Now that we're in this second half of the trip, I'm thinking a lot about what I still want to learn, accomplish, and experience in these last days. Drawing inspiration from Alex's idea of making a bucket list, here we go:

1) Make it to the top of the foremast: I've only been up to the first platform on the foremast thus far, which is probably less than half of the way to the top. Even there, the view was amazing - empty seas all around and an aerial view of an idyllic afternoon on deck. I think the view from up top would be even better. Maybe I'll strike gold and see some megafauna from up there, who knows!

2) Learn more stars: My favorite evening and dawn watches have been those with clear enough skies to get mini astronomy lessons from my shipmates. I'm picking up some stars and constellations, and learning to find them even as they turn around Polaris in the sky. I think I'd be even happier if I could really get the hang of the stars in the celestial G. So far, my favorite star is Sirius, which we call the party star; apparently there are two stars that make up Sirius, which gives it the appearance of flashing different colors. Check it out sometime - it's the brightest star in the sky.

3) Keep up with journaling: I've been doing a decent job of jotting down everything I'd like to remember from this trip, but days are long, and finding the energy to write isn't always easy, and before you know it you're 36 hours out from the last time you wrote anything down and it feels like you've lived a lifetime that you couldn't possibly hope to summarize.

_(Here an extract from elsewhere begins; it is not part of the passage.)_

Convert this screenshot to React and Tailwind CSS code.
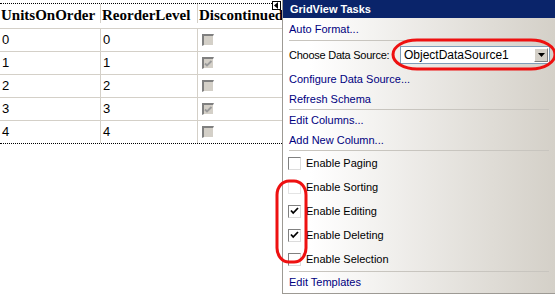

I'd like to stay on top of my journaling because I know my future self will appreciate it when I want to relive this voyage.

I also want to take a moment to wish everyone a happy Mother's Day. I think a lot of us here on the Cramer appreciated the opportunity to talk to our moms while in port, and a lot of those moms were instrumental in getting us here. I know my mom was probably wondering why I didn't wish her an early happy Mother's Day while I had the chance to do so, but little did she know I was writing the blog today and would be giving her a shout out! Mom, thanks for always thinking of me, for never questioning my crazy ideas (like when I told you I'd applied to live on a boat for a semester!), and for always reminding me how proud you are. It's knowing that I have you supporting me in everything I do that lets me take risks and try new things. Love you.

- Kendra

Previous entry: Local Apparent Goodbye    Next entry: S-280: Pacific Reef Expedition


#1. Posted by Jean Battersby on May 17, 2018

Kendra - love your shoutout to your Mom!  I know she is very proud of you! Jenny’s Mom

#2. Posted by Debbie Ouellette on May 18, 2018

I finally had a few moments tonight to get caught up with the activity on the Cramer!!!!  So inspirational to read everyone’s blog.  It sounds so amazing to be out there without boundaries and to be surrounded by water.  Kendra’s it was wonderfully settling to hear your voice last week.  I know our call was short but it was the best Mother’s Day present ever!  Everyone is asking about your trip….I tell them you’re miserable, lol, I’m just kidding.

Love, Mom

#3. Posted by Porter on May 21, 2018

Great job, Kendra. I appreciate the “future-self” motivation. I would have liked to see (or even experience!) the Cramer sail through the cut…

#4. Posted by betsy sherman on May 22, 2018

Insanely jealous! So happy for you. What an experience!